• [Exercise directions]: Images are not part of the copy; write out the rest of the data exactly as given.

----------------

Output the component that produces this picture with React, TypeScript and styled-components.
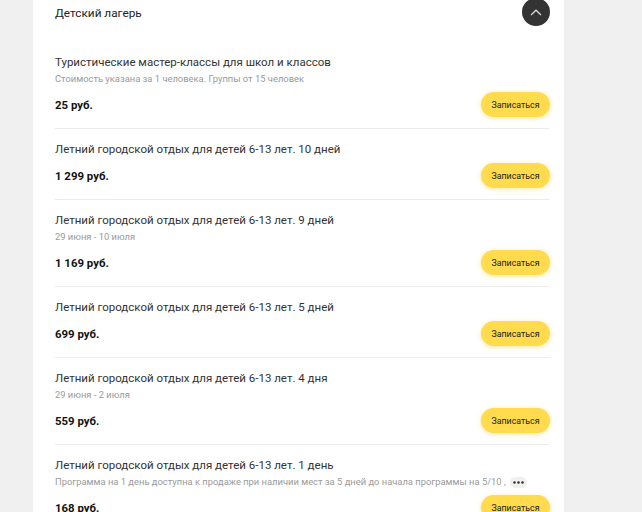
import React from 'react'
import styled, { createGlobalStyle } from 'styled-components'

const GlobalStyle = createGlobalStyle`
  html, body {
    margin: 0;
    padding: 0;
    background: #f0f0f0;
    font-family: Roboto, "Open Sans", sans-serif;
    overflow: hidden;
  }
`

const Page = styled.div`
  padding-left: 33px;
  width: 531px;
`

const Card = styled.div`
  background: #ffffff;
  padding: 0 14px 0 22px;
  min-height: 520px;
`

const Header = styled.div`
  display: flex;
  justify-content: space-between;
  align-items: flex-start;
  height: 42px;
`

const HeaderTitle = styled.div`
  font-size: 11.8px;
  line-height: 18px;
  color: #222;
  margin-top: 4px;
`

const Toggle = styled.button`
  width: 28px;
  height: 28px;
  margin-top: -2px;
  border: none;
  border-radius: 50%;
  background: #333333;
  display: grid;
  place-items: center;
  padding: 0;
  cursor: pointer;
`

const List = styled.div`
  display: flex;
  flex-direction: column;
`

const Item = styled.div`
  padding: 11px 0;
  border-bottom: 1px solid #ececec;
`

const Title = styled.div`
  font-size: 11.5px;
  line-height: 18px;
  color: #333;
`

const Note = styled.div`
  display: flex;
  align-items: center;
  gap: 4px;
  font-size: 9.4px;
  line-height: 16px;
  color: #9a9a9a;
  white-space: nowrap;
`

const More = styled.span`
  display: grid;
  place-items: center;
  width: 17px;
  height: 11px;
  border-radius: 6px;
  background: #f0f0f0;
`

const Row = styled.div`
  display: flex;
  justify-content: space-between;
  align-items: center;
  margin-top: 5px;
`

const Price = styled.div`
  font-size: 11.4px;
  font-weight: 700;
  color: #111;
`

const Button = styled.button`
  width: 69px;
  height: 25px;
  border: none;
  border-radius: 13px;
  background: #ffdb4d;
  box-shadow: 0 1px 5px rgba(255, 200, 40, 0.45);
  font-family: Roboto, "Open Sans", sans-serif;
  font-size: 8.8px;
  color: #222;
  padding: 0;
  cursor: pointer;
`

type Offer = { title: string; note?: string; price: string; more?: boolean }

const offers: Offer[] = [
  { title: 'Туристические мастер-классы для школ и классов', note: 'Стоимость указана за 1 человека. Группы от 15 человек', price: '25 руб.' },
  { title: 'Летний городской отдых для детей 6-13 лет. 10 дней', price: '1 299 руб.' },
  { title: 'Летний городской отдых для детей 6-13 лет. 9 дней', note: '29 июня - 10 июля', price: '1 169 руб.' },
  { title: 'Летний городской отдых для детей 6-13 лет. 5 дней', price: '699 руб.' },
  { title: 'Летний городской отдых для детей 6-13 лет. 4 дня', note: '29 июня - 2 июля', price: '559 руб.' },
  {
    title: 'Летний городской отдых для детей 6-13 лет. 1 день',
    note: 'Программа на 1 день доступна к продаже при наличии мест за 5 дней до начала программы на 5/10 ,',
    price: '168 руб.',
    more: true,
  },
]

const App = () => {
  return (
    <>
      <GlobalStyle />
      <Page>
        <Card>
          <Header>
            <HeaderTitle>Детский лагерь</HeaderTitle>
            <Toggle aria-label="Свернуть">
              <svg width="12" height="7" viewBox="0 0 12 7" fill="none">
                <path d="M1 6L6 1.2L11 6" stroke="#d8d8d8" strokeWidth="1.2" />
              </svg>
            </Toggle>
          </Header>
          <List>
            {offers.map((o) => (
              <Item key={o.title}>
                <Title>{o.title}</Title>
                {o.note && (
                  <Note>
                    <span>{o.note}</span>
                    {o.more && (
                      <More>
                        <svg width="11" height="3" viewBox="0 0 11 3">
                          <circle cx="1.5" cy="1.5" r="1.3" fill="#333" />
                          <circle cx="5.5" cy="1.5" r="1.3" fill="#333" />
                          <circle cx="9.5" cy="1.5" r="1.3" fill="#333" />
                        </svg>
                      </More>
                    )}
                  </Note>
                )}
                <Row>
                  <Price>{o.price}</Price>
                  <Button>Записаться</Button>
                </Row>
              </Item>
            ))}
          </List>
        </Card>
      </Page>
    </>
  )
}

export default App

----------------

• [Reply to the task]:
Output the component that produces this picture with React, TypeScript and styled-components.
import React from 'react'
import styled, { createGlobalStyle } from 'styled-components'

const GlobalStyle = createGlobalStyle`
  html, body {
    margin: 0;
    padding: 0;
    background: #f0f0f0;
    font-family: Roboto, "Open Sans", sans-serif;
    overflow: hidden;
  }
`

const Page = styled.div`
  padding-left: 33px;
  width: 531px;
`

const Card = styled.div`
  background: #ffffff;
  padding: 0 14px 0 22px;
  min-height: 520px;
`

const Header = styled.div`
  display: flex;
  justify-content: space-between;
  align-items: flex-start;
  height: 42px;
`

const HeaderTitle = styled.div`
  font-size: 11.8px;
  line-height: 18px;
  color: #222;
  margin-top: 4px;
`

const Toggle = styled.button`
  width: 28px;
  height: 28px;
  margin-top: -2px;
  border: none;
  border-radius: 50%;
  background: #333333;
  display: grid;
  place-items: center;
  padding: 0;
  cursor: pointer;
`

const List = styled.div`
  display: flex;
  flex-direction: column;
`

const Item = styled.div`
  padding: 11px 0;
  border-bottom: 1px solid #ececec;
`

const Title = styled.div`
  font-size: 11.5px;
  line-height: 18px;
  color: #333;
`

const Note = styled.div`
  display: flex;
  align-items: center;
  gap: 4px;
  font-size: 9.4px;
  line-height: 16px;
  color: #9a9a9a;
  white-space: nowrap;
`

const More = styled.span`
  display: grid;
  place-items: center;
  width: 17px;
  height: 11px;
  border-radius: 6px;
  background: #f0f0f0;
`

const Row = styled.div`
  display: flex;
  justify-content: space-between;
  align-items: center;
  margin-top: 5px;
`

const Price = styled.div`
  font-size: 11.4px;
  font-weight: 700;
  color: #111;
`

const Button = styled.button`
  width: 69px;
  height: 25px;
  border: none;
  border-radius: 13px;
  background: #ffdb4d;
  box-shadow: 0 1px 5px rgba(255, 200, 40, 0.45);
  font-family: Roboto, "Open Sans", sans-serif;
  font-size: 8.8px;
  color: #222;
  padding: 0;
  cursor: pointer;
`

type Offer = { title: string; note?: string; price: string; more?: boolean }

const offers: Offer[] = [
  { title: 'Туристические мастер-классы для школ и классов', note: 'Стоимость указана за 1 человека. Группы от 15 человек', price: '25 руб.' },
  { title: 'Летний городской отдых для детей 6-13 лет. 10 дней', price: '1 299 руб.' },
  { title: 'Летний городской отдых для детей 6-13 лет. 9 дней', note: '29 июня - 10 июля', price: '1 169 руб.' },
  { title: 'Летний городской отдых для детей 6-13 лет. 5 дней', price: '699 руб.' },
  { title: 'Летний городской отдых для детей 6-13 лет. 4 дня', note: '29 июня - 2 июля', price: '559 руб.' },
  {
    title: 'Летний городской отдых для детей 6-13 лет. 1 день',
    note: 'Программа на 1 день доступна к продаже при наличии мест за 5 дней до начала программы на 5/10 ,',
    price: '168 руб.',
    more: true,
  },
]

const App = () => {
  return (
    <>
      <GlobalStyle />
      <Page>
        <Card>
          <Header>
            <HeaderTitle>Детский лагерь</HeaderTitle>
            <Toggle aria-label="Свернуть">
              <svg width="12" height="7" viewBox="0 0 12 7" fill="none">
                <path d="M1 6L6 1.2L11 6" stroke="#d8d8d8" strokeWidth="1.2" />
              </svg>
            </Toggle>
          </Header>
          <List>
            {offers.map((o) => (
              <Item key={o.title}>
                <Title>{o.title}</Title>
                {o.note && (
                  <Note>
                    <span>{o.note}</span>
                    {o.more && (
                      <More>
                        <svg width="11" height="3" viewBox="0 0 11 3">
                          <circle cx="1.5" cy="1.5" r="1.3" fill="#333" />
                          <circle cx="5.5" cy="1.5" r="1.3" fill="#333" />
                          <circle cx="9.5" cy="1.5" r="1.3" fill="#333" />
                        </svg>
                      </More>
                    )}
                  </Note>
                )}
                <Row>
                  <Price>{o.price}</Price>
                  <Button>Записаться</Button>
                </Row>
              </Item>
            ))}
          </List>
        </Card>
      </Page>
    </>
  )
}

export default App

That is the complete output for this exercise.